For starters, if you want to be a politician, City College is apparently the place to be. They've turned out Elijah Cummings, Theodore McKeldin, Dutch Ruppersberger, William Donald Schaefer, and Kurt Schmoke. The Notre Dames haven't done too badly either, with Barbara Mikulski and Democratic Leader of the House of Representatives, Nancy Pelosi, hailing from IND, and Baltimore City Judge and First Lady of Baltimore, Katie Curran O'Malley, attending Notre Dame Prep.
Poly's got the market on future construction tycoons cornered, with grads like Alonzo Decker (of Black & Decker fame), Robert Poole and E. Robert Kent, and the aforementioned Willard Hackerman.
Most of the other Power Schools have prominent alums from more varied walks of life. Consider McDonogh, responsible for tennis star Pam Shriver, former Crown Central Petroleum CEO Henry Rosenberg, beer guru and Clipper City beermaster Hugh Sisson, and interior designer Stiles Colwill.
Or Gilman, whose alumni list includes Governor Robert Ehrlich, Moxley's Ice Cream owner Tom Washburn, Sylvan Learning founder Doug Becker, Living Classrooms CEO James Piper Bond, and restaurateur extraordinaire Tony Foreman.
Of course, not all civic leaders spring forth from City College: City Councilman Keiffer Mitchell attended Boys' Latin. Maryland Attorney General Joe Curran came out of Loyola Blakefield, along with former Mayor Thomas D'Alesandro III, and Baltimore County Executive Jim Smith. State Senator Lisa Gladden and Maryland State Schools Superintendent Nancy Grasmick both graduated from Western High. Walter Sondheim matriculated from Park School. And Ken Mehlman, chairman of the Republican National Committee, went to Pikesville High.
There's no shortage of scribes and inkstained wretches on the rolls of our alums either: Laura Lippman came out of Wilde Lake, H.L. Mencken walked the halls of Poly long ago, Leon Uris was a product of City College, Tom Clancy graduated from Loyola, Anna Deveare Smith went to Western, and Gilman boasts both Frank Deford and Walter Lord.
Baltimore also claims some serious Hollywood power as well, with alums like Fox Filmed Entertainment's Tom Rothman, of Park School; producer Marc Platt, of Pikesville High; Columbia, TriStar's Steve Mosko, of John Carroll; and actor Edward Norton, of Wilde Lake. Even Charles Theater co-owner John Standiford came from Friends School. And a list of important Baltimoreans in the performing arts is almost too long to consider. Milford Mill Academy has produced successful performers like Mario, Mo'nique, and Maysa Leak. Baltimore School for the Arts and Carver Center for Arts and Technology are responsible for world-class musicians, actors, and actresses year after year after year.
Some of our landmark local businesses are owned and run by Baltimore alums too. Advertising impresarios Allan Charles and Steve Eisner attended City and Park, respectively. Severna Park High lays claim to Ravens owner Steve Bisciotti. Bread winners Sam and Alfie Himmelrich graduated from Park. And Maryvale grad Patricia Brown is the president of Johns Hopkins HealthCare.
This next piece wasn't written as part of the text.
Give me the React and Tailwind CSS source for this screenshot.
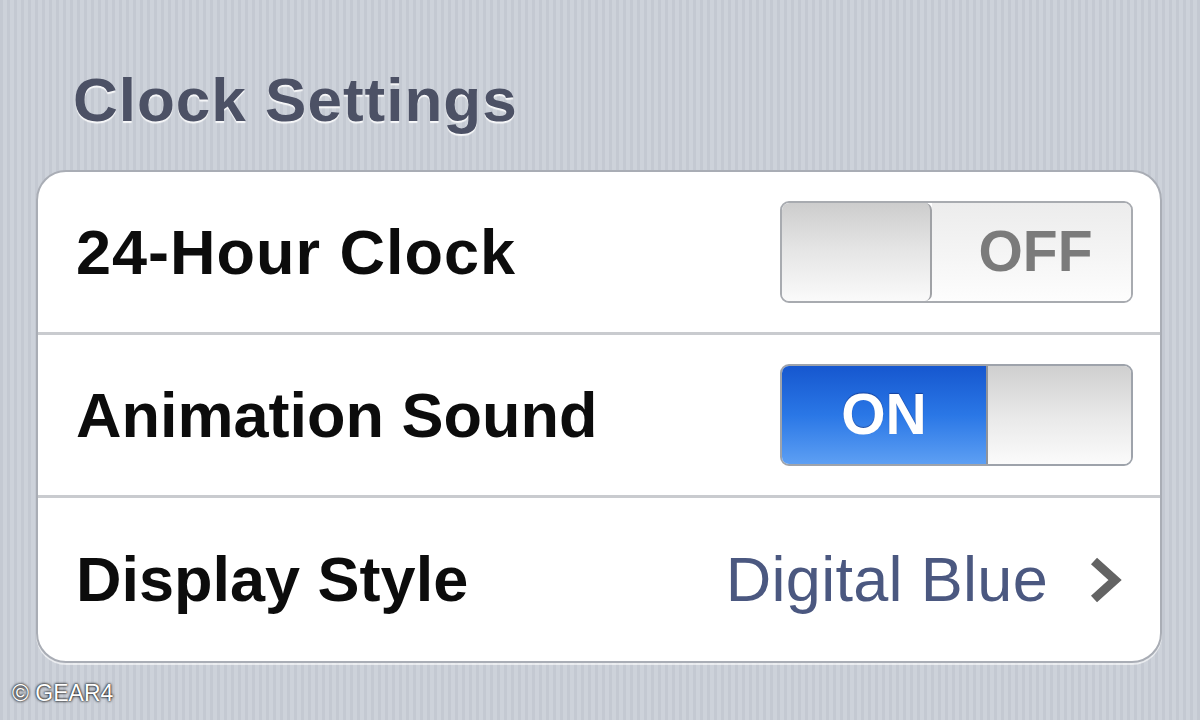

Then there's sports—an arena unto itself, as it were. If you're hoping to play in the NFL, you could do worse than Woodlawn, which produced three current NFL players. No mention of Towson High would be complete without world-class swimmer and Olympic gold medalist Michael Phelps. Towson Catholic graduated an Olympic medalist and an NBA star— Anita Nall Richesson and Carmelo Anthony. Legendary ABC sportscaster Jim McKay attended Loyola Blakefield. Rangers first-baseman Mark Teixeira hails from Mt. St. Joe. Dundalk High turned out Oriole Mike Bielecki and skateboarder Bucky Lasik. The NBA's Juan Dixon and ESPN draft guru Mel Kiper Jr. both share the same alma mater in Calvert Hall. And Kisha Ford, a Bryn Mawr alumna, became the leading scorer in Georgia Tech history before moving on to star in the WNBA.
The list of local notable alums goes on and on. But it's easy to see why schools are so proud to invoke the names of their greatest grads—and why it's so easy to apply reputations to the schools completely outside of their geographical locations and tuition costs. A constantly changing student body would seem to make a consistent reputation for academic or athletic excellence difficult to achieve, but most of the Power Schools have done this. That's what makes The Question still relevant.
It's also easy to see why that old list of Power Schools needs to be updated and expanded. Schools like Pikesville, Milford Mill Academy, Archbishop Curley, Wilde Lake, and Carver have earned a measure of respect thanks to their alums who've gone on to bigger things, whether they stuck around Crabtown or moved on.
"The problem with the term," Mt. St. Joe's Fitzpatrick points out, "is that there are other schools out there who are doing a really good job who aren't 'in the loop' or wouldn't be identified as 'power schools.' They get overlooked in the mix, and they're every bit as good as those traditional power schools."
The extensive list of accomplished Baltimore alumni suggests that there's some symbiotic relationship between the student and the institution. That great schools attract great students, and that, during their four years together, the best qualities of each are imparted upon the other.